U.S. And India To Strengthen Security Ties

Team Infidel

Forum Spin Doctor
New York Times
February 28, 2008 By Mark Mazzetti and Somini Sengupta
NEW DELHI — With a landmark nuclear energy pact between the United States and India stalled, Defense Secretary Robert M. Gates said Wednesday that the nations would nonetheless strengthen their security ties as India looked to embark on a closer — and still contentious — level of military cooperation with the United States.
With its booming economy and a strong desire to upgrade Soviet-era weaponry, India has emerged as one of the world’s most prosperous arms markets.
During two days of meetings with Indian officials, Mr. Gates pressed the case of American defense companies competing for multibillion-dollar contracts with the Indian government, including a coveted $10 billion fighter jet deal.
But beyond the economic benefits of Indian military modernization, American officials contend that India can be an important stabilizing force in Asia and a critical counterweight to China’s regional ambitions.
On Wednesday, Mr. Gates denied that the Bush administration’s effort to strengthen ties to India and other Asian nations was planned specifically with China in mind.
But Pentagon officials said that during Mr. Gates’s meetings with Indian officials, more time was spent discussing China than Pakistan, India’s longtime rival.
Mr. Gates has logged thousands of miles on stops around Asia to deepen military ties and pave the way for future arms deals with three of Asia’s most important democracies: India, Indonesia and Australia.

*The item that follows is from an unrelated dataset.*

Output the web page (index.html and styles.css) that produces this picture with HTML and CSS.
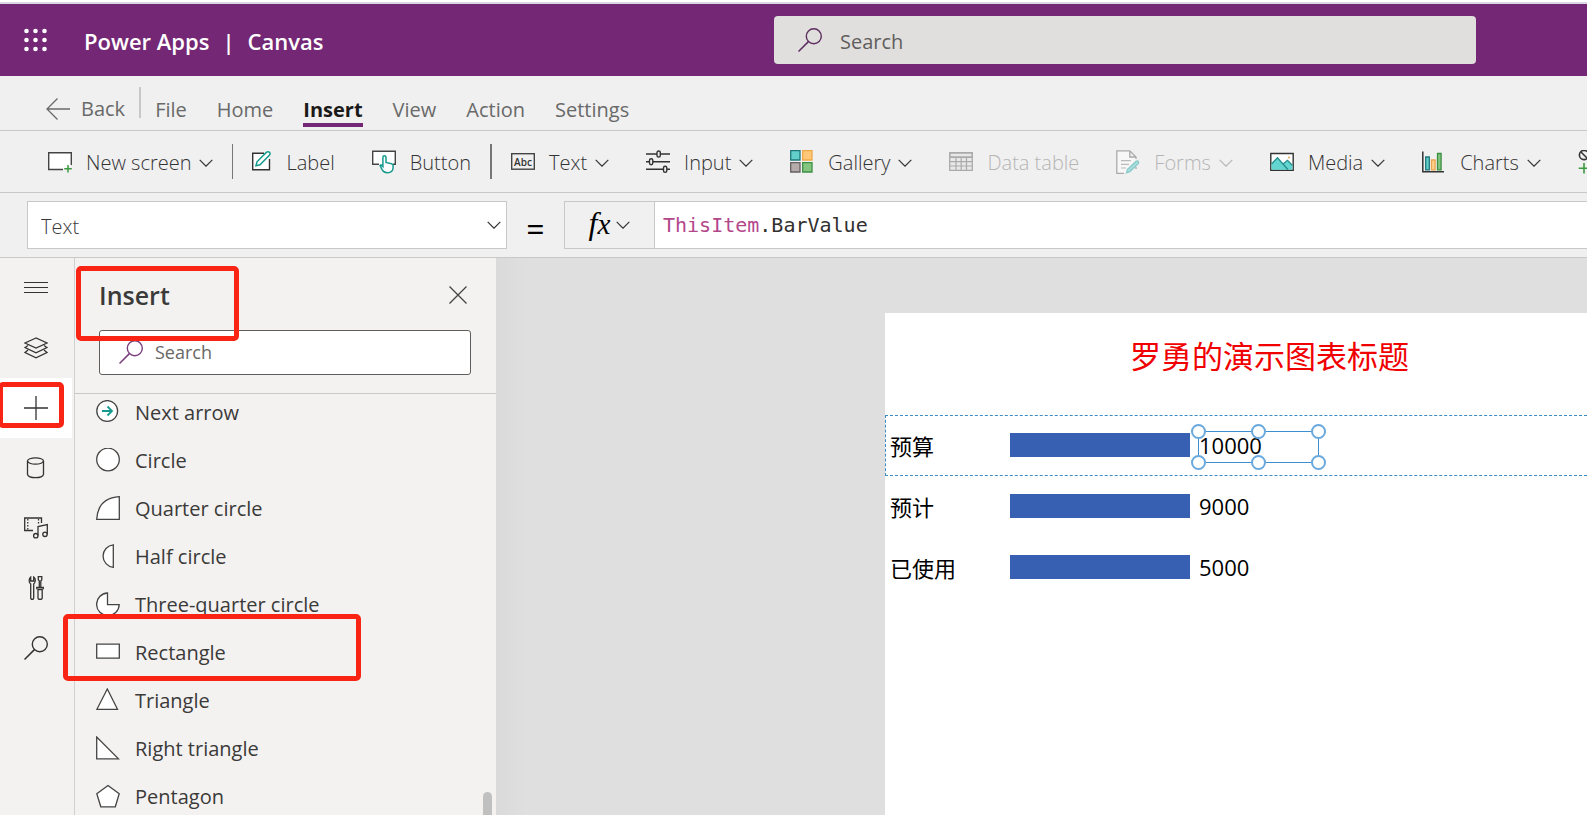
FILE: index.html
```html
<!DOCTYPE html>
<html lang="en">
<head>
<meta charset="utf-8">
<title>Power Apps | Canvas</title>
<link rel="stylesheet" href="styles.css">
</head>
<body>
<svg class="defs" aria-hidden="true">
  <symbol id="chevron" viewBox="0 0 14 8"><path d="M.7.9 7 7.2 13.3.9" fill="none" stroke="currentColor" stroke-width="1.2"/></symbol>
  <symbol id="magnifier" viewBox="0 0 24 24"><circle cx="15.800" cy="8.200" r="7.500" fill="none" stroke="currentColor" stroke-width="1.4"/><path d="M10.400 13.600.5 23.500" fill="none" stroke="currentColor" stroke-width="1.500"/></symbol>
</svg>

<header class="topbar">
  <div class="brand">
    <button class="waffle" aria-label="App launcher">
      <svg width="24" height="24" viewBox="0 0 24 24" fill="#fff"><circle cx="2.500" cy="3" r="2.300"/><circle cx="11.500" cy="3" r="2.300"/><circle cx="20.500" cy="3" r="2.300"/><circle cx="2.500" cy="12" r="2.300"/><circle cx="11.500" cy="12" r="2.300"/><circle cx="20.500" cy="12" r="2.300"/><circle cx="2.500" cy="21" r="2.300"/><circle cx="11.500" cy="21" r="2.300"/><circle cx="20.500" cy="21" r="2.300"/></svg>
    </button>
    <h1 class="brand-title"><span>Power Apps</span><span>|</span><span>Canvas</span></h1>
  </div>
  <label class="top-search">
    <svg class="icon"><use href="#magnifier"/></svg>
    <input type="search" placeholder="Search" aria-label="Search">
  </label>
</header>

<nav class="menu">
  <a class="back" href="#"><svg class="icon" viewBox="0 0 24 24"><path d="M24 12H1M11.500 1.500 1 12l10.500 10.500" fill="none" stroke="#696969" stroke-width="1.300"/></svg>Back</a>
  <span class="menu-divider"></span>
  <a href="#">File</a>
  <a href="#">Home</a>
  <a href="#" class="active" aria-current="page">Insert</a>
  <a href="#">View</a>
  <a href="#">Action</a>
  <a href="#">Settings</a>
</nav>

<div class="toolbar">
  <button class="tool"><svg class="icon" viewBox="0 0 24 24"><path d="M15 19.500H.7V2.700h22.600V15" fill="#fff" stroke="#444" stroke-width="1.400"/><path d="M20 15v7.500M16.300 18.800h7.500" stroke="#3c9a40" stroke-width="1.500"/></svg><span>New screen</span><svg class="chev"><use href="#chevron"/></svg></button>
  <span class="rule"></span>
  <button class="tool"><svg class="icon icon-narrow" viewBox="0 0 20 24"><path d="M12 3.200H.7v16.600h16.800V9" fill="#fff" stroke="#333" stroke-width="1.400"/><path d="m4 15.800 1-4L14.600 2.200q1.600-1.100 2.900.1 1.300 1.300.1 2.800L8 14.800z" fill="#fff" stroke="#159b8d" stroke-width="1.500"/></svg><span>Label</span></button>
  <button class="tool"><svg class="icon" viewBox="0 0 24 24"><path d="M7 14.300H.7V1.300h22.600v13H21" fill="#fff" stroke="#444" stroke-width="1.400"/><path d="M10.900 16.500V7.200q0-1.500 1.500-1.500T14 7.200v5.300l5.500 1.200q1.600.4 1.600 2v1.800q0 5-5.600 5.300-3.600.1-5.400-3.200l-2-4q.8-1.500 2.800.9z" fill="#fff" stroke="#159b8d" stroke-width="1.500"/></svg><span>Button</span></button>
  <span class="rule rule-thick"></span>
  <button class="tool"><svg class="icon" viewBox="0 0 24 24"><rect x=".7" y="3.700" width="22.600" height="15.500" fill="none" stroke="#444" stroke-width="1.400"/><text x="12" y="15.500" class="abc">Abc</text></svg><span>Text</span><svg class="chev"><use href="#chevron"/></svg></button>
  <button class="tool"><svg class="icon" viewBox="0 0 24 24" fill="#f0f0f0" stroke="#333" stroke-width="1.400"><path d="M0 4h24M0 11.700h24M0 19.300h24"/><rect x="11" y="1" width="3.300" height="6" rx="1.600"/><rect x="3.500" y="8.700" width="3.300" height="6" rx="1.600"/><rect x="17.500" y="16.300" width="3.300" height="6" rx="1.600"/></svg><span>Input</span><svg class="chev"><use href="#chevron"/></svg></button>
  <button class="tool"><svg class="icon" viewBox="0 0 24 24"><path d="M.7.7H10V10H.7z" fill="#62cfca" stroke="#20777b" stroke-width="1.300"/><path d="M12.700.7H22V10h-9.300z" fill="#ffc879" stroke="#eca847" stroke-width="1.300"/><path d="M.7 12.700H10V22H.7z" fill="#b4abaa" stroke="#655f60" stroke-width="1.300"/><path d="M12.700 12.700H22V22h-9.300z" fill="#84c67f" stroke="#3c8e43" stroke-width="1.300"/></svg><span>Gallery</span><svg class="chev"><use href="#chevron"/></svg></button>
  <button class="tool" disabled><svg class="icon" viewBox="0 0 24 24"><path d="M.7 2.700h22.600v17.600H.7zM1 3h22v4H1z" fill="#e8e8e8" stroke="#aaa" stroke-width="1.300"/><path d="M1 7.500h22M1 11.700h22M1 16h22M7 7.500V20M12.200 7.500V20M17.500 7.500V20" fill="none" stroke="#aaa" stroke-width="1.200"/></svg><span>Data table</span></button>
  <button class="tool" disabled><svg class="icon" viewBox="0 0 24 24"><path d="M8 23.500H.8V.8h13L20 7v2M13.800.8V7H20M20 17v2" fill="#f7f7f7" stroke="#aaa" stroke-width="1.300"/><path d="M5 10.700h10M5 14.300h8M5 18h5" stroke="#bbb" stroke-width="1.200"/><path d="m10.500 22.800 1-3.500 8.600-8q1.400-.8 2.300.2.800 1.100-.1 2.200l-8.500 8z" fill="#a5dcdc" stroke="#88c9c9" stroke-width="1.200"/></svg><span>Forms</span><svg class="chev"><use href="#chevron"/></svg></button>
  <button class="tool"><svg class="icon" viewBox="0 0 24 24"><path d="M.8 3.500h22.400v16.800H.8z" fill="#fff" stroke="#333" stroke-width="1.400"/><path d="m1.500 14 6-6.300L13 14l4.500-3.700 5 5.200v4.300h-21z" fill="#62d5d0"/><path d="m1.500 14 6-6.300 10.500 12M13 14l4.500-3.700 5 5.200" fill="none" stroke="#278e8e" stroke-width="1.300"/><circle cx="19" cy="7.500" r="1" fill="#eba54e"/></svg><span>Media</span><svg class="chev"><use href="#chevron"/></svg></button>
  <button class="tool"><svg class="icon" viewBox="0 0 24 24"><path d="M.8 1.500v20.300H22" fill="none" stroke="#333" stroke-width="1.500"/><path d="M3.700 7h3.600v12.800H3.700z" fill="#62cfca" stroke="#20777b" stroke-width="1.300"/><path d="M9.500 10h3.600v9.800H9.500z" fill="#ffd08a" stroke="#eba54e" stroke-width="1.300"/><path d="M15.500 3.500h3.600v16.300h-3.600z" fill="#84c67f" stroke="#3c8e43" stroke-width="1.300"/></svg><span>Charts</span><svg class="chev"><use href="#chevron"/></svg></button>
  <button class="tool" aria-label="Icons"><svg class="icon" viewBox="0 0 24 24"><circle cx="6" cy="5" r="4.600" fill="none" stroke="#333" stroke-width="1.600"/><path d="m3 2 6 6" stroke="#333" stroke-width="1.500"/><path d="M6 13v10.500M.7 18.300h10.600" stroke="#3c9a40" stroke-width="1.600"/></svg></button>
</div>

<div class="formula-row">
  <div class="property">
    <select aria-label="Property"><option>Text</option></select>
    <svg class="chev"><use href="#chevron"/></svg>
  </div>
  <span class="equals">=</span>
  <div class="formula">
    <button class="fx" aria-label="Function"><span class="fx-sign"><span class="fx-f">f</span>x</span><svg class="chev"><use href="#chevron"/></svg></button>
    <div class="formula-text" role="textbox" aria-label="Formula" contenteditable="true" spellcheck="false"><span class="token">ThisItem</span>.BarValue</div>
  </div>
</div>

<main class="workspace">
  <nav class="rail" aria-label="Tools">
    <button aria-label="Menu"><svg class="icon" viewBox="0 0 24 24"><path d="M0 6.500h24M0 11.500h24M0 16.500h24" stroke="#333" stroke-width="1.200"/></svg></button>
    <button aria-label="Tree view"><svg class="icon" viewBox="0 0 24 24" fill="#f3f2f1" stroke="#333" stroke-width="1.300"><path d="m4 14-3 2.500 11 5.300 11-5.300-3-2.500"/><path d="m4 9.500-3 2 11 5.300 11-5.300-3-2"/><path d="M12 2 1 7l11 5 11-5z"/></svg></button>
    <button class="current" aria-label="Insert"><svg class="icon" viewBox="0 0 24 24"><path d="M0 12h24M12 0v24" stroke="#333" stroke-width="1.300"/></svg></button>
    <button aria-label="Data"><svg class="icon" viewBox="0 0 24 24" fill="none" stroke="#333" stroke-width="1.300"><ellipse cx="11.500" cy="5" rx="8" ry="3.200"/><path d="M3.500 5v13.500q1 3.100 8 3.200 7-.1 8-3.200V5"/></svg></button>
    <button aria-label="Media"><svg class="icon" viewBox="0 0 24 24" fill="none" stroke="#333" stroke-width="1.300"><path d="M9 14.500H.7V2h16.800v5"/><path d="M3.800 3v11M14.500 3v5" stroke-dasharray="1.500 1.500"/><path d="M14 19.500v-9l9.300-2v9.700"/><circle cx="11.800" cy="19.700" r="2.200"/><circle cx="21" cy="18.300" r="2.200"/></svg></button>
    <button aria-label="Advanced tools"><svg class="icon" viewBox="0 0 24 24" fill="none" stroke="#333" stroke-width="1.300"><path d="M6.700 1v4h3V1q2 1.300 1.500 4-.3 2.200-1.500 3v14q-.4 1.500-1.500 1.500T6.700 22V8Q5.300 7.200 5.200 5 5 2.300 6.700 1z"/><path d="M14.300.7h3.500v3l-1 1.300v6.500h-1.500V5l-1-1.300zM12.800 13.300v-1.800h6.500v1.800M14 13.500h4.200V22q-.4 1.500-2.100 1.500T14 22z"/></svg></button>
    <button aria-label="Search"><svg class="icon"><use href="#magnifier"/></svg></button>
  </nav>

  <aside class="panel">
    <div class="panel-head">
      <h2>Insert</h2>
      <button class="close" aria-label="Close"><svg width="18" height="18" viewBox="0 0 18 18"><path d="m.5.5 17 17M17.500.5l-17 17" stroke="#444" stroke-width="1.300"/></svg></button>
    </div>
    <label class="panel-search">
      <svg class="icon"><use href="#magnifier"/></svg>
      <input type="search" placeholder="Search" aria-label="Search controls">
    </label>
    <div class="list-wrap">
      <ul class="shape-list">
        <li><button><svg class="icon shape" viewBox="0 0 24 24"><circle cx="11.200" cy="11" r="10.400"/><path class="teal" d="M6 11h10M11.500 6.500 16 11l-4.500 4.500"/></svg>Next arrow</button></li>
        <li><button><svg class="icon shape" viewBox="0 0 24 24"><circle cx="12" cy="11.500" r="11.300"/></svg>Circle</button></li>
        <li><button><svg class="icon shape" viewBox="0 0 24 24"><path d="M.7 23.300h22.600V.7Q2 2 .7 23.300z"/></svg>Quarter circle</button></li>
        <li><button><svg class="icon shape" viewBox="0 0 24 24"><path d="M17.300.8v22.500a11.300 11.300 0 0 1 0-22.500z"/></svg>Half circle</button></li>
        <li><button><svg class="icon shape" viewBox="0 0 24 24"><path d="M11.500 1v11.700h11.700A11.300 11.300 0 1 1 11.500 1z"/></svg>Three-quarter circle</button></li>
        <li><button><svg class="icon shape" viewBox="0 0 24 24"><path d="M.7 4.200h22.600v14H.7z"/></svg>Rectangle</button></li>
        <li><button><svg class="icon shape" viewBox="0 0 24 24"><path d="M11.300 1 21.500 21.300H.9z"/></svg>Triangle</button></li>
        <li><button><svg class="icon shape" viewBox="0 0 24 24"><path d="M.7 1v21.800h21.800z"/></svg>Right triangle</button></li>
        <li><button><svg class="icon shape" viewBox="0 0 24 24"><path d="m12 1.500 11.200 8.300-3.900 13H4.800L.8 9.800z"/></svg>Pentagon</button></li>
      </ul>
      <span class="thumb"></span>
    </div>
  </aside>

  <section class="stage">
    <div class="screen">
      <h3 lang="zh-CN">罗勇的演示图表标题</h3>
      <div class="gallery">
        <div class="row row-selected"><span class="name" lang="zh-CN">预算</span><span class="bar"></span><span class="value">10000
          <span class="selection"><i class="h tl"></i><i class="h tc"></i><i class="h tr"></i><i class="h bl"></i><i class="h bc"></i><i class="h br"></i></span></span></div>
        <div class="row"><span class="name" lang="zh-CN">预计</span><span class="bar"></span><span class="value">9000</span></div>
        <div class="row"><span class="name" lang="zh-CN">已使用</span><span class="bar"></span><span class="value">5000</span></div>
      </div>
    </div>
  </section>
</main>

<div class="mark mark-title"></div>
<div class="mark mark-plus"></div>
<div class="mark mark-rectangle"></div>
</body>
</html>
```
FILE: styles.css
```css
* { box-sizing: border-box; }

body {
  margin: 0;
  height: 100vh;
  display: flex;
  flex-direction: column;
  overflow: hidden;
  position: relative;
  background: #f0f0f0;
  font-family: "Open Sans", "Noto Sans", "Noto Sans CJK SC", sans-serif;
  font-size: 20px;
  color: #3b3a39;
}

.defs { display: none; }
button, input, select { font: inherit; color: inherit; }
button { border: 0; padding: 0; background: none; }
input { border: 0; outline: 0; padding: 0; background: none; min-width: 0; flex: 1; }
a { color: inherit; text-decoration: none; }
h1, h2, h3, ul { margin: 0; padding: 0; font-weight: 600; }

.icon { width: 24px; height: 24px; flex: none; }
.icon-narrow { width: 20px; }
.chev { width: 14px; height: 8px; flex: none; color: #333; }

/* Top bar */
.topbar {
  flex: none;
  display: flex;
  align-items: center;
  height: 76px;
  padding: 4px 7% 0 24px;
  background: linear-gradient(#fff 2px, #dcd6e2 2px 4px, #742774 4px);
}
.brand { display: flex; align-items: center; gap: 36px; flex: 750; }
.waffle { display: flex; }
.brand-title { display: flex; gap: 13px; padding-top: 2px; font-size: 22px; line-height: 30px; color: #fff; }
.top-search {
  flex: 654;
  display: flex;
  align-items: center;
  gap: 18px;
  height: 48px;
  padding: 0 24px;
  border-radius: 4px;
  background: #e1dfdd;
  color: #5c2d5f;
}
.top-search input { padding-top: 2px; }
.top-search input::placeholder { color: #605e5c; opacity: 1; }

/* Menu */
.menu {
  flex: none;
  display: flex;
  gap: 30px;
  height: 55px;
  padding: 11px 46px 0;
  border-bottom: 1px solid #c8c8c8;
  color: #696969;
}
.menu a { height: 40px; line-height: 46px; }
.menu .back { display: flex; align-items: center; gap: 11px; height: 44px; }
.menu-divider { width: 2px; height: 31px; margin: 0 -16px; background: #c8c8c8; }
.menu .active { font-weight: 700; color: #1b1a19; border-bottom: 4px solid #742774; }

/* Toolbar */
.toolbar {
  flex: none;
  display: flex;
  align-items: center;
  gap: 37px;
  height: 62px;
  padding-left: 48px;
  overflow: hidden;
  border-bottom: 1px solid #c8c8c8;
  font-weight: 300;
}
.tool { display: flex; align-items: center; gap: 14px; flex: none; white-space: nowrap; color: #333; }
.tool span { padding-top: 2px; }
.tool .chev { margin: 2px 0 0 -6px; }
.tool:disabled { color: #b5b5b5; }
.tool:disabled .chev { color: #b5b5b5; }
.rule { width: 1px; height: 35px; margin: 0 -18px; background: #777; flex: none; }
.rule-thick { width: 2px; }
.abc { font-size: 10px; font-weight: 600; text-anchor: middle; fill: #333; }

/* Formula row */
.formula-row {
  flex: none;
  display: flex;
  align-items: center;
  height: 65px;
  padding-left: 27px;
  border-bottom: 1px solid #c8c8c8;
}
.property {
  display: flex;
  align-items: center;
  width: 480px;
  height: 48px;
  padding: 0 5px 0 13px;
  border: 1px solid #c8c8c8;
  background: #fff;
}
.property select { flex: 1; appearance: none; border: 0; padding: 2px 0 0; background: none; font-weight: 300; }
.equals { width: 57px; padding: 8px 0 0; text-align: center; font-size: 32px; line-height: 40px; font-weight: 400; color: #000; }
.formula { flex: 1; display: flex; height: 48px; border: 1px solid #c8c8c8; border-right: 0; background: #fff; }
.fx {
  display: flex;
  align-items: center;
  justify-content: center;
  gap: 6px;
  width: 90px;
  background: #f0f0f0;
  border-right: 1px solid #c8c8c8;
}
.fx-sign { padding-bottom: 4px; font: italic 29px/30px "Liberation Serif", serif; color: #000; }
.fx-f { font-size: 32px; }
.formula-text { flex: 1; padding-left: 8px; line-height: 46px; font-family: "DejaVu Sans Mono", monospace; color: #323130; }
.token { color: #b3478b; }

/* Workspace */
.workspace { flex: 1; display: flex; min-height: 0; }

.rail { flex: none; width: 75px; display: flex; flex-direction: column; background: #f3f2f1; border-right: 1px solid #d2d0ce; }
.rail button { display: flex; align-items: center; justify-content: center; width: 72px; height: 60px; flex: none; color: #333; }
.rail .current { background: #fff; }

.panel { flex: none; width: 421px; display: flex; flex-direction: column; background: #f3f2f1; }
.panel-head { display: flex; align-items: center; justify-content: space-between; height: 72px; padding: 1px 29px 0 24px; }
.panel-head h2 { font-size: 25px; line-height: 32px; }
.close { display: flex; }
.panel-search {
  display: flex;
  align-items: center;
  gap: 12px;
  height: 45px;
  margin: 0 25px 18px 24px;
  padding: 0 19px 2px;
  border: 1px solid #605e5c;
  border-radius: 3px;
  background: #fff;
  color: #7a3f7c;
  font-size: 18px;
}
.panel-search input::placeholder { color: #696765; opacity: 1; }
.list-wrap { position: relative; flex: 1; min-height: 0; overflow: hidden; border-top: 1px solid #c8c8c8; }
.shape-list { display: flex; flex-direction: column; gap: 12px; list-style: none; font-weight: 400; }
.shape-list button { display: flex; align-items: center; gap: 15px; height: 36px; padding-left: 21px; white-space: nowrap; }
.shape { fill: #fff; stroke: #444; stroke-width: 1.3; }
.shape .teal { fill: none; stroke: #159b8d; stroke-width: 1.8; }
.thumb { position: absolute; right: 4px; bottom: 0; width: 9px; height: 23px; border-radius: 5px 5px 0 0; background: #c0c0c0; }

/* Canvas */
.stage { flex: 1; min-width: 0; padding: 55px 0 0 389px; overflow: hidden; background: linear-gradient(90deg, #dadada, #dfdfdf 30px); }
.screen { height: 100%; background: #fff; }
.screen h3 {
  padding: 20px 0 36px 245px;
  font-size: 31px;
  line-height: 46px;
  font-weight: 400;
  white-space: nowrap;
  color: #f00000;
}
.row { display: flex; align-items: center; height: 61px; padding: 0 0 2px 5px; font-size: 22px; color: #000; }
.row-selected { border: 1px dashed #3d8bc4; border-right: 0; padding: 0 0 2px 4px; }
.name { width: 120px; font-weight: 400; }
.bar { width: 180px; height: 24px; background: #3860b2; }
.value { position: relative; margin-left: 9px; }
.selection { position: absolute; left: -1px; top: 1px; width: 121px; height: 32px; border: 1px solid #3d8fd0; }
.h { position: absolute; width: 15px; height: 15px; border: 2px solid #6aa9dd; border-radius: 50%; background: #fff; }
.tl, .tc, .tr { top: -8px; }
.bl, .bc, .br { bottom: -8px; }
.tl, .bl { left: -8px; }
.tc, .bc { left: 52px; }
.tr, .br { right: -8px; }

/* Red callouts over the page */
.mark { position: absolute; border: 5px solid #f92414; border-radius: 5px; pointer-events: none; }
.mark-title { left: 76px; top: 266px; width: 163px; height: 75px; }
.mark-plus { left: -2px; top: 382px; width: 66px; height: 46px; }
.mark-rectangle { left: 63px; top: 614px; width: 298px; height: 67px; }
```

A senior defense official traveling with Mr. Gates said that, given China’s military ambitions, it was essential to cement security relationships with other powers in Asia “not in an aggressive sense, but certainly as a hedge.” The official spoke on the condition of anonymity for lack of authorization to talk publicly about American defense policy.
During a stop in Indonesia, Mr. Gates pledged more active Pentagon support for the Indonesian military, after more than a decade of estrangement over the Indonesian military’s past human rights abuses.
In Canberra, Australia, Mr. Gates promised to investigate whether a Congressional prohibition on foreign nations from buying the Air Force’s F-22 fighter jet could be lifted. Australian officials have expressed interest in buying the high-tech fighter.
India and Australia are formidable naval powers in the Indian Ocean, a vital strategic corridor for oil supplies as well as for terrorist organizations and trafficking groups.
Security analysts predict that India’s spending for weapons could grow to as much as $40 billion over the next several years, more than its entire annual armament budget today. India is trying to upgrade its arsenal of submarines, tanks, jet fighters and transport aircraft. It has conducted several military exercises with the United States in recent years.
India announced last month that it would buy six C-130 cargo planes from the American military contractor Lockheed Martin, a deal worth about $1 billion. Earlier, the Indian Navy bought an American warship, the Trenton, which it renamed the Jalashva. The vessel increases India’s capacity to project its power in the Indian Ocean region.
Lockheed and Boeing are among the companies competing for the $10 billion contract to supply India with 126 fighter jets, to upgrade an aging fleet of Russian-built MIGs.
The Indians want to expand their strategic relationship with the United States, but not necessarily at the expense of traditional military partners, like Russia.
India has also insisted on high-technology transfer, which would have been unimaginable even a decade ago, when mutual distrust lingered from the cold-war era. India traditionally relied on Russia for its military hardware. In recent years, Israel has become a more important partner, and now so has the United States.